Now, I believe the outer join should above give you
(callingstationid = 1, custid = 1, acctstarttime 2006-05-10 00:00:00)
(callingstationid = 2, custid = 1, acctstarttime 2006-08-10 00:00:00)
(callingstationid = 3, custid = 1, acctstarttime NULL)

Then apply the where clause
(callingstationid = 2, custid =1, acctstarttime 2006-08-10 00:00:00)
(callingstationid = 3, custid =1, acctstarttime NULL)

---

With the subselect in from you'd have
 phones (callingstationid = 1, custid = 1)
 phones (callingstationid = 2, custid = 1)
 phones (callingstationid = 3, custid = 1)
 radacct (callingstationid = 1, acctstarttime 2006-05-10 00:00:00)
 radacct (callingstationid = 2, acctstarttime 2006-08-10 00:00:00)

The first radacct row doesn't pass, so it's not in the subselect output
which should then look like:
 subsel_radacct (callingstationid = 2, acctstarttime 2006-08-10 00:00:00)

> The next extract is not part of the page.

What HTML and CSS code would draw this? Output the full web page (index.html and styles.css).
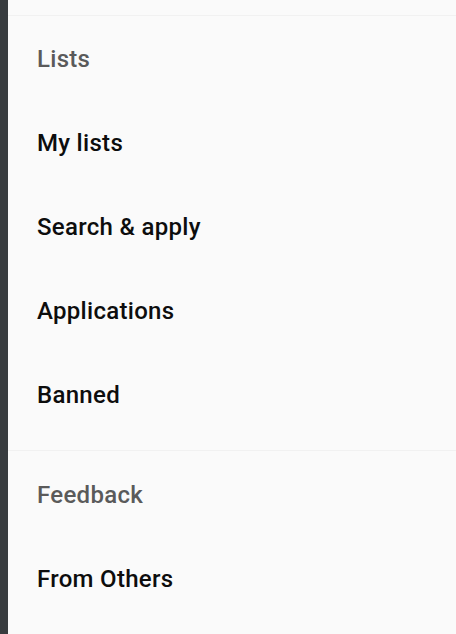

Then, I believe the outer join should give you
(callingstationid = 1, custid = 1, acctstarttime NULL)
(callingstationid = 2, custid = 1, acctstarttime 2006-08-10 00:00:00)
(callingstationid = 3, custid = 1, acctstarttime NULL)

And then you apply the where clause again and all the rows go through.